*** Source material

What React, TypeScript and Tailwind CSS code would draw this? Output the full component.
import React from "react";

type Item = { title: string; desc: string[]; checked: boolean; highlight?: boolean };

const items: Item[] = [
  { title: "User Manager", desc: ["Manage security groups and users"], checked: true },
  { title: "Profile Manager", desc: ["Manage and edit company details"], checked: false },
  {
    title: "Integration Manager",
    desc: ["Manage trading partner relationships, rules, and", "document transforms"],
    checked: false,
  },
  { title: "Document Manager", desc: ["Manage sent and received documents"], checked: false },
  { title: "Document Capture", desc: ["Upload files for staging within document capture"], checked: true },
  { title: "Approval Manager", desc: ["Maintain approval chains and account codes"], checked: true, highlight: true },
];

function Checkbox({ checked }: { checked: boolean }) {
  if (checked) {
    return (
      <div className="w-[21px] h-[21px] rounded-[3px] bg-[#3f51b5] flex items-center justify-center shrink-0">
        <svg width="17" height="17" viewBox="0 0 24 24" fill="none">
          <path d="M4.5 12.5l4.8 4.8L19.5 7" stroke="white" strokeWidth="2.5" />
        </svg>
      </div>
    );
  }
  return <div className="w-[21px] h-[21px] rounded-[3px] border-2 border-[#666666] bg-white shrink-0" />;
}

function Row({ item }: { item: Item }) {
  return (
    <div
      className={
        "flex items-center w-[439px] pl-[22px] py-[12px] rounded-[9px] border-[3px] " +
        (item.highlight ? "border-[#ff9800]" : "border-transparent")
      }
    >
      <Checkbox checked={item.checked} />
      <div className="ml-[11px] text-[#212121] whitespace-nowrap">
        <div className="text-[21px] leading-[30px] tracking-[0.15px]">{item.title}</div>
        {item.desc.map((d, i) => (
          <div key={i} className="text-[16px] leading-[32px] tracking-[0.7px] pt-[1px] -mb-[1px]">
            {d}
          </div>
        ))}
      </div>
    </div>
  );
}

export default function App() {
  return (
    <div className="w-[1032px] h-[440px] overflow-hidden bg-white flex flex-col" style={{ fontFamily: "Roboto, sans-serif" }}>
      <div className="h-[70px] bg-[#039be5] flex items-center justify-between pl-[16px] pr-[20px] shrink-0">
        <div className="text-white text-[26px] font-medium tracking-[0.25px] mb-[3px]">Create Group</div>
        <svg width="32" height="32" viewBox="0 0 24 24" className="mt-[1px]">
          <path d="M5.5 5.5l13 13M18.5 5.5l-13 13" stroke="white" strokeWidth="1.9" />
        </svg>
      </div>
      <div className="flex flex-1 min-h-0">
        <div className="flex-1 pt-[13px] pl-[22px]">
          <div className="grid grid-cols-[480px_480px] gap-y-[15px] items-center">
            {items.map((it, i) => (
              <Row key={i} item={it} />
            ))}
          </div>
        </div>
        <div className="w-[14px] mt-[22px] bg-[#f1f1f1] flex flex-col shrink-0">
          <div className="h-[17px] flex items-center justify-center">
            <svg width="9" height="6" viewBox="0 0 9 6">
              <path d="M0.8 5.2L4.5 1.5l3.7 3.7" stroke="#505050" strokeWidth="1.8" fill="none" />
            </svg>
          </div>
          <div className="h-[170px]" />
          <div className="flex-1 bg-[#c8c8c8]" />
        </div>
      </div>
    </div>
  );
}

******

▸ **Your goal**:
For this exercise, gather every line of the data that contains the word "React".

▸ **Result of this exercise**:
What React, TypeScript and Tailwind CSS code would draw this? Output the full component.
import React from "react";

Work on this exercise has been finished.